After a good night’s sleep, we drove to Lake Ontario. En route, we spotted an organic farm and market named Always June. There, we loaded up on freshly picked strawberries, warm baked chocolate chip cookies and other locally grown goods. Upon arriving in Niagara-On-The-Lake, we were awed by its beauty. This town, with many cozy restaurants and blooming gardens, is worth seeing. High tea at the Prince of Wales Hotel is a must. The view of Lake Ontario was majestic.

The next morning, we drove Interstate 90 and exited frequently to discover lovely lake towns with beautiful lighthouses on Lake Erie. Once in downtown Cleveland, we had brunch at Cordelia’s, a local farm-to-table culinary experience led by chef Vinnie Cimino. I had a burger box, a 1921-style burger with smoked Cheddar, pickles, onions and a secret sauce, which was excellent. Our dinner that evening was at Marble Room Steaks & Raw Bar, an old bank converted into a restaurant. I selected a bone-in rib eye steak, which was cooked to perfection. The chef complimented us with whipped potatoes and garlic-chive butter. For dessert, we had the guava and blackberry swirl crème brûlée. The food was superb and the ambience, extraordinary.

While in Ohio, we traveled through Amish Country, discovering cultural and historical treasures of its people. At Hershberger’s Farm & Bakery in Holmes County, we had our fill of delicious baked breads and pastries, homemade cheeses and meats, and fresh produce. We continued towards Toledo, detouring to view Lake Erie from its shorelines.

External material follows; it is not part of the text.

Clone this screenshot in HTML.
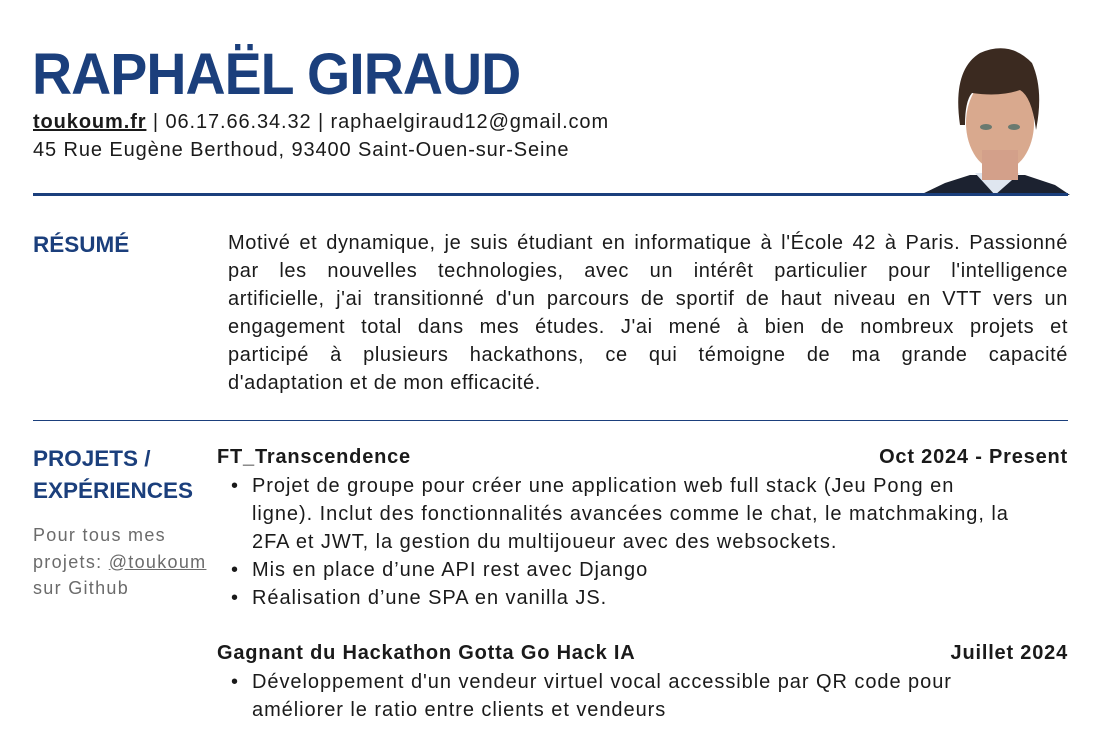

Top left: Ambassador, Houghton, Michigan. Center right: Rocky shoreline and sunset on Mackinac Island, Michigan. Center left: Freshly picked strawberries from Always June, Niagara Falls, Ontario, Canada. Bottom right: Carriage ride approaching The Grand Hotel, Mackinac Island, Michigan.
Top left: Marble Room Steaks & Raw Bar, Cleveland, Ohio. Top right: Kayak and bike Shop on Mackinac Island, Michigan. Center: Nikkie Saldivar Hodgson (left) and Tammy Garza (right) at Blu Dot Farm & Vineyard, Charlevoix, Michigan. Bottom left: Delicious cocktail at Speakeasy: The Counting Room at Vault Hotel, Houghton, Michigan. Bottom right: Woods Restaurant in The Grand Hotel, Mackinac Island, Michigan

Our next stop was Charlevoix, Michigan — we loved everything about it. We stayed at The Earl, a boutique hotel with a great rooftop bar offering a view of Lake Michigan and live music. We visited Lost Cellars, owned by retired doctors who discovered the art of making wine … and amazing pizzas.

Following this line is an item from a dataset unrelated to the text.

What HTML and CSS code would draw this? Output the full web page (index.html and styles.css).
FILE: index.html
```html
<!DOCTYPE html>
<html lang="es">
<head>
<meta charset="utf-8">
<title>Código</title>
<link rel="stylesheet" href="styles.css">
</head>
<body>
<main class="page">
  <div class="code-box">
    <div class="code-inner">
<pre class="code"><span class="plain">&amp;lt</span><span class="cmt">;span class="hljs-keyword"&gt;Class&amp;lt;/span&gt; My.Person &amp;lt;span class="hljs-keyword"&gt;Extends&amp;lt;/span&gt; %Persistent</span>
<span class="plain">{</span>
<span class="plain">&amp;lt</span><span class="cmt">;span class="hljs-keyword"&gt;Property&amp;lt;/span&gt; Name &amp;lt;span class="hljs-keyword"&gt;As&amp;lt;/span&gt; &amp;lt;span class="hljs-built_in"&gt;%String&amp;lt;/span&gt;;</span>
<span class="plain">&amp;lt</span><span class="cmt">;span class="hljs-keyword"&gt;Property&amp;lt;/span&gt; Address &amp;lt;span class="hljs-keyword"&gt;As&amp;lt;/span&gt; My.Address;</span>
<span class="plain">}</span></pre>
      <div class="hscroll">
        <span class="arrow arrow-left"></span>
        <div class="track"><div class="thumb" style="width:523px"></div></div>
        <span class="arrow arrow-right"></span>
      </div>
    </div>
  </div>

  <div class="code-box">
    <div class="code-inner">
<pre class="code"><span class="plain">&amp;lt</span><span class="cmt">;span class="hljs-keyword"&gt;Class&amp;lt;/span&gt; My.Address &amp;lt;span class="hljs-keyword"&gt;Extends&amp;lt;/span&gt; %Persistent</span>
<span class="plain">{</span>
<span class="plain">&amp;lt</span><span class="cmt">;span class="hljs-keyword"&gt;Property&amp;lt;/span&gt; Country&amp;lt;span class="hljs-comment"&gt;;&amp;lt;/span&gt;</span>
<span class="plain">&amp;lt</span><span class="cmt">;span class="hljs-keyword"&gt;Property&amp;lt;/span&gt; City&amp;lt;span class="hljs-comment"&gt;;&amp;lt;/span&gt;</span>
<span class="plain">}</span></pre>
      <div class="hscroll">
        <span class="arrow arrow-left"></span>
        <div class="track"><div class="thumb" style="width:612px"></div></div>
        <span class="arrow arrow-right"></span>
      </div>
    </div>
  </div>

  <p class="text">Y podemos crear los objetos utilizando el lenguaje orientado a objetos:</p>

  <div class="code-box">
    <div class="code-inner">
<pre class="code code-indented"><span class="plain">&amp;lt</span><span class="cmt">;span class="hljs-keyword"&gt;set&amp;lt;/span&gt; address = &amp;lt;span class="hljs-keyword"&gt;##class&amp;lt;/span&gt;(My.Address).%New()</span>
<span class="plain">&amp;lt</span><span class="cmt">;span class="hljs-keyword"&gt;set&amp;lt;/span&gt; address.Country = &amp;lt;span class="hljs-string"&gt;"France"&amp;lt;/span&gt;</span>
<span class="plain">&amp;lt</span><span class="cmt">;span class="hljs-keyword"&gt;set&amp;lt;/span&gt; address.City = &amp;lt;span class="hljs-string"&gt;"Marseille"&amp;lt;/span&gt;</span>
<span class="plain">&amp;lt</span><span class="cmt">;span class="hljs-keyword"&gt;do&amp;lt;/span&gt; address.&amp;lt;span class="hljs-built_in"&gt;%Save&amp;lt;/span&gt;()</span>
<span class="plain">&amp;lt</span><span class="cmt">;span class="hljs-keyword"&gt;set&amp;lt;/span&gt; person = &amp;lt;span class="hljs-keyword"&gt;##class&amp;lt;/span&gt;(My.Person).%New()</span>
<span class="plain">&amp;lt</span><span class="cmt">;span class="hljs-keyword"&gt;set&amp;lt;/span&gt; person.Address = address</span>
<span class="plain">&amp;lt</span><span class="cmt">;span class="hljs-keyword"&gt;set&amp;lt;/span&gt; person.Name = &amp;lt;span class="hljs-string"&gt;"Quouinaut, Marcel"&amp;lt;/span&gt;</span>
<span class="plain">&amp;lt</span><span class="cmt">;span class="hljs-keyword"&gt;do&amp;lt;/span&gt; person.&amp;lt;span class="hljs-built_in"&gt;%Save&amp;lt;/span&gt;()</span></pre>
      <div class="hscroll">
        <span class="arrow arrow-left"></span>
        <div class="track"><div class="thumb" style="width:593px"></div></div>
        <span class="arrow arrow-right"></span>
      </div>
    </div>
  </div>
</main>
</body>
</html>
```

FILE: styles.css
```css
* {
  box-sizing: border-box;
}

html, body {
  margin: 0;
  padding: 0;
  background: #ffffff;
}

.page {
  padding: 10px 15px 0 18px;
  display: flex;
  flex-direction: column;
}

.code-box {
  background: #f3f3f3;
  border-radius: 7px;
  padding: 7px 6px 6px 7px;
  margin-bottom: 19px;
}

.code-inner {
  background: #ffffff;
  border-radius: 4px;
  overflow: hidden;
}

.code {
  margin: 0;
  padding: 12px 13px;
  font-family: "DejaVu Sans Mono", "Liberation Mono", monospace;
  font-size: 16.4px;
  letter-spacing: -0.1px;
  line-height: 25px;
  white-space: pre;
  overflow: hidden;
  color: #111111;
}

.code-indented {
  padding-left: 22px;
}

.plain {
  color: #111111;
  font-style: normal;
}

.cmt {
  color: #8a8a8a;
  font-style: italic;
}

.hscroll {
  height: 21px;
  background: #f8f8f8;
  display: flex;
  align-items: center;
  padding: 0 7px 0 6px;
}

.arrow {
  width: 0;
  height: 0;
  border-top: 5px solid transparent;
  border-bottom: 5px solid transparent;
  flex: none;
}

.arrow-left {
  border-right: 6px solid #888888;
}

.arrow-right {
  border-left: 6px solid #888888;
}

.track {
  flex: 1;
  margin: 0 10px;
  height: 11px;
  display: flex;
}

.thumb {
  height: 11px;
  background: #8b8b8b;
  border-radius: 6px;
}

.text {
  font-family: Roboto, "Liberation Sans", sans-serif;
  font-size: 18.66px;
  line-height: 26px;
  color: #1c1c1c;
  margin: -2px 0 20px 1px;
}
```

We dined at Grey Gables, a restaurant dating to 1936. The entire experience was phenomenal. I started with the B.L.T Wedge, featuring smoked bacon, blue cheese crumbles and dressing. For my entrée I had pan roasted Norwegian salmon with a grain mustard and balsamic glaze, couscous, crispy leeks and lemon beurre blanc.

Charlevoix is noteworthy for its beautiful bright red, square-shaped lighthouse and a group of fascinating stone structures built in the early 1900s: the Mushroom Houses. Next, we stopped in Petoskey to see its beautiful downtown area full of unique boutiques and galleries.

We ferried over to Mackinac Island, where horse-drawn carriages, bicycles or walking is how you see its sights. We rented bicycles and rode the entire 8.2- mile island loop. The views of Lake Huron were glorious. The Grand Hotel, a National Historic Landmark, around since 1887 and with a rich history, is a must see and stay. On its grounds is Woods Restaurant, a remote, sophisticated Bavarian hunting lodge once used as a shelter and for gatherings. The Woods’ menu showcased a field-to-farm concept. I ordered a shrimp bisque followed by butter poached lake trout with braised leeks, crisp potato pancakes and crème fraîche, and caviar. For dessert, we tried the chocolate pot de crème with flaked gold and sea salt. It all was as delicious as it sounds. We couldn’t leave the island without trying Original Murdick’s Fudge. I’ll just say I want to go back there for the fudge!

Back on the mainland, we headed northwest to Michigan’s Upper Peninsula. There it was, in all its grandeur: Lake Superior. We arrived in Houghton, where our foodie highlight was Ambassador, a family-owned restaurant since 1965 with an award-winning reputation built on creating exceptional pizzas. We stayed at the swanky Vault Hotel, once a bank.

The Counting Room, a speakeasy snuggled into the basement, serves handcrafted cocktails in a unique atmosphere. Michigan, with its quaint towns, local dining experiences and beautiful lighthouses, enthralled me.

We stopped in Wisconsin and Minnesota for a few nights then hit our final destination, Fargo, North Dakota. It had a cosmopolitan and urban vibe to it. We stayed at Hotel Donaldson, in the center of a revitalized downtown with great shops, eateries and entertainment. Its fabulous rooftop bar afforded views of the city and the marvelous sunset. We ate at Rosewild, showcasing rich regional flavors and fresh produce in its dishes. Its light pink Paloma fresh grapefruit juice cocktail, my favorite of the trip, was rimmed with volcanic salt and a grapefruit slice.

It was a marvelous summer full of new discoveries. We stuck to our commitment to only try local cuisines, breweries, bakeries, wineries and coffee houses, which made our journey even more enjoyable and memorable.